» **Data extract**:

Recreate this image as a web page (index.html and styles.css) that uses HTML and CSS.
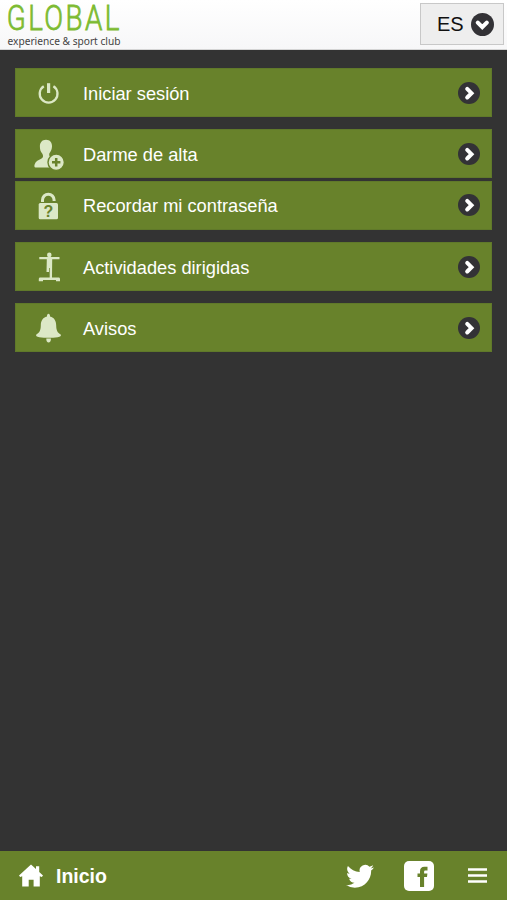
FILE: index.html
```html
<!DOCTYPE html>
<html lang="es">
<head>
<meta charset="utf-8">
<title>Global experience &amp; sport club</title>
<link rel="stylesheet" href="styles.css">
</head>
<body>
<svg width="0" height="0" class="defs">
  <symbol id="arrow" viewBox="0 0 22 22">
    <circle cx="11" cy="11" r="11" fill="#333236"/>
    <path d="M9.200 6.900l4.300 4.300-4.300 4.300" fill="none" stroke="#fff" stroke-width="4" stroke-linecap="round"/>
  </symbol>
</svg>
<header class="header">
  <svg class="logo" width="124" height="50" viewBox="0 0 124 50">
    <text class="logo-name" x="6.800" y="29.800" textLength="115" lengthAdjust="spacingAndGlyphs">GLOBAL</text>
    <text class="logo-tag" x="7.500" y="44.500" textLength="113" lengthAdjust="spacingAndGlyphs">experience &amp; sport club</text>
  </svg>
  <button class="lang">ES
    <svg width="23" height="23" viewBox="0 0 22 22"><g transform="rotate(90 11 11)"><use href="#arrow" width="22" height="22"/></g></svg>
  </button>
</header>
<main class="menu">
  <a class="row">
    <svg class="icon" width="34" height="34" viewBox="0 0 34 34" fill="none" stroke="#dce8c6" stroke-width="2.300"><path d="M11.800 9.200a8.900 8.900 0 1 0 9.600 0"/><path d="M16.600 6.200v9.800" stroke-width="3.200"/></svg>
    <span>Iniciar sesión</span><svg class="go"><use href="#arrow"/></svg>
  </a>
  <a class="row">
    <svg class="icon" width="34" height="34" viewBox="0 0 34 34" fill="#dce8c6"><path d="M14 1.700c4 0 6.300 2.800 6 7-.2 3.400-1.600 5.300-2.700 6.800-.5 2.200.3 3 2.200 3.600l3 1v9.400H3.500c-1.200 0-1.400-1.500-.8-3.200.9-3.200 4-4.500 6.500-5.600 2.300-1 2.300-3 1-5.200C8.500 13.500 7.900 11.500 7.900 8.500c0-4 2.100-6.800 6.100-6.800z"/><circle cx="24.200" cy="24.200" r="8.200" stroke="#68822b" stroke-width="1.400"/><path d="M24.200 20v8.400M20 24.200h8.400" stroke="#68822b" stroke-width="2.500"/></svg>
    <span>Darme de alta</span><svg class="go"><use href="#arrow"/></svg>
  </a>
  <a class="row joined">
    <svg class="icon" width="34" height="34" viewBox="0 0 34 34" fill="#dce8c6"><path d="M10.500 13v-2a5.800 5.800 0 0 1 11.600 0v1" fill="none" stroke="#dce8c6" stroke-width="3"/><rect x="6.700" y="14" width="19.300" height="16.300" rx="1.500"/><text class="lock-mark" x="16.400" y="28.200" text-anchor="middle">?</text></svg>
    <span>Recordar mi contraseña</span><svg class="go"><use href="#arrow"/></svg>
  </a>
  <a class="row">
    <svg class="icon" width="34" height="34" viewBox="0 0 34 34" fill="#dce8c6"><circle cx="17.300" cy="3.900" r="2.300"/><path d="M7.300 6h20.200v2.300h-7.300L20 26.500h6.500c1 0 1.500.6 1.500 1.600v2.200h-4v-1.200H11v1.200H6.800v-2.200c0-1 .5-1.600 1.500-1.600H17.700V17h-.7v4h-2.500l.3-12.700H7.300z"/></svg>
    <span>Actividades dirigidas</span><svg class="go"><use href="#arrow"/></svg>
  </a>
  <a class="row">
    <svg class="icon" width="34" height="34" viewBox="0 0 34 34" fill="#dce8c6"><path d="M15 4.400c-.3-3.400 3.300-3.400 3 0 4.400 1 6.100 4.500 6.200 9 .1 4.800 1.300 7.300 4.500 9 .8 1.200-.4 2.400-3 2.800-6 .8-12.400.8-18.400 0-2.600-.4-3.800-1.600-3-2.800 3.200-1.700 4.400-4.200 4.500-9 .1-4.500 1.800-8 6.200-9z"/><path d="M14.300 26.600h4.600c.5 5.200-5.100 5.200-4.600 0z"/></svg>
    <span>Avisos</span><svg class="go"><use href="#arrow"/></svg>
  </a>
</main>
<footer class="footer">
  <svg class="home" width="24" height="23" viewBox="0 0 24 23" fill="#fff"><path d="M12 .4l5 4.600V2.200h3.200V8L24 11.500l-1.200 1.400-2-.6V22.400h-6.200v-6.700H9.700v6.700H3.200V12.300l-2 .6L0 11.500z"/></svg>
  <span class="home-label">Inicio</span>
  <svg class="twitter" width="28" height="24" viewBox="0 1.500 24 20.500" preserveAspectRatio="none" fill="#fff"><path d="M23.950 4.570a10 10 0 0 1-2.820.77 4.960 4.960 0 0 0 2.160-2.720c-.95.550-2 .950-3.130 1.180a4.920 4.920 0 0 0-8.380 4.480C7.690 8.090 4.070 6.130 1.640 3.160a4.820 4.820 0 0 0-.67 2.480c0 1.710.87 3.210 2.190 4.100a4.900 4.900 0 0 1-2.230-.62v.060a4.920 4.920 0 0 0 3.950 4.830 5 5 0 0 1-2.210.080 4.940 4.940 0 0 0 4.600 3.420A9.870 9.870 0 0 1 0 19.540a14 14 0 0 0 7.550 2.210c9.050 0 14-7.500 14-13.980 0-.21 0-.42-.02-.63a9.940 9.940 0 0 0 2.420-2.570z"/></svg>
  <svg class="facebook" width="30" height="30" viewBox="0 0 30 30"><rect width="30" height="30" rx="5" fill="#fff"/><path d="M16 26V16h-2.500v-3.500H16V10.500c0-3.200 1.600-4.700 4.300-4.700h3.200v3.700h-2c-1 0-1.400.4-1.400 1.400v1.600h3.300l-.4 3.500h-2.900V26z" fill="#68822b"/></svg>
  <svg class="burger" width="19" height="15" viewBox="0 0 19 15"><path d="M0 1.500h19M0 7.500h19M0 13.500h19" stroke="#fff" stroke-width="2.400"/></svg>
</footer>
</body>
</html>
```

FILE: styles.css
```css
* { box-sizing: border-box; }
body {
  margin: 0;
  height: 900px;
  display: flex;
  flex-direction: column;
  background: #333333;
  font-family: "Liberation Sans", Arial, sans-serif;
  color: #fff;
}
.defs { position: absolute; }
.header {
  height: 50px;
  display: flex;
  justify-content: space-between;
  align-items: flex-start;
  background: linear-gradient(#ffffff, #f7f7f8);
  border-bottom: 1px solid #d5d5d5;
}
.logo { display: block; overflow: visible; }
.logo-name { font: 300 35px Roboto, sans-serif; letter-spacing: 3px; fill: #7dbb32; stroke: #7dbb32; stroke-width: 0.8px; }
.logo-tag { font: 10px "Noto Sans", sans-serif; fill: #444; }
.lang {
  width: 84px;
  height: 42px;
  margin: 3px 3px 0 0;
  padding: 0 9px 0 16px;
  display: flex;
  align-items: center;
  justify-content: space-between;
  border: 1px solid #c8c8c8;
  background: #eeeeee;
  color: #111;
  font: 20px "Liberation Sans", Arial, sans-serif;
}
.menu { flex: 1; padding: 18px 15px 0; }
.row {
  height: 49px;
  margin-bottom: 12.3px;
  padding: 0 11px 0 16px;
  display: flex;
  align-items: center;
  background: #68822b;
  border: 1px solid #60792a;
  font-size: 18.25px;
}
.row:has(+ .joined) { margin-bottom: 2.5px; }
.row span { flex: 1; margin-left: 17px; padding-top: 2px; }
.icon { margin-top: 2px; }
.go { width: 22px; height: 22px; }
.lock-mark { font: bold 16px "Liberation Sans", Arial, sans-serif; fill: #68822b; }
.footer {
  height: 49px;
  padding: 0 20px 0 19px;
  display: flex;
  align-items: center;
  background: #68822b;
}
.home-label { margin-left: 13px; padding-top: 2px; font-size: 19.5px; font-weight: bold; }
.twitter { margin-left: auto; }
.facebook { margin-left: 30px; }
.burger { margin-left: 34px; }
```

» **What is being asked**:
Work out the number of lines above that include the string "styles" and write only that number.

» **Finished answer**:
3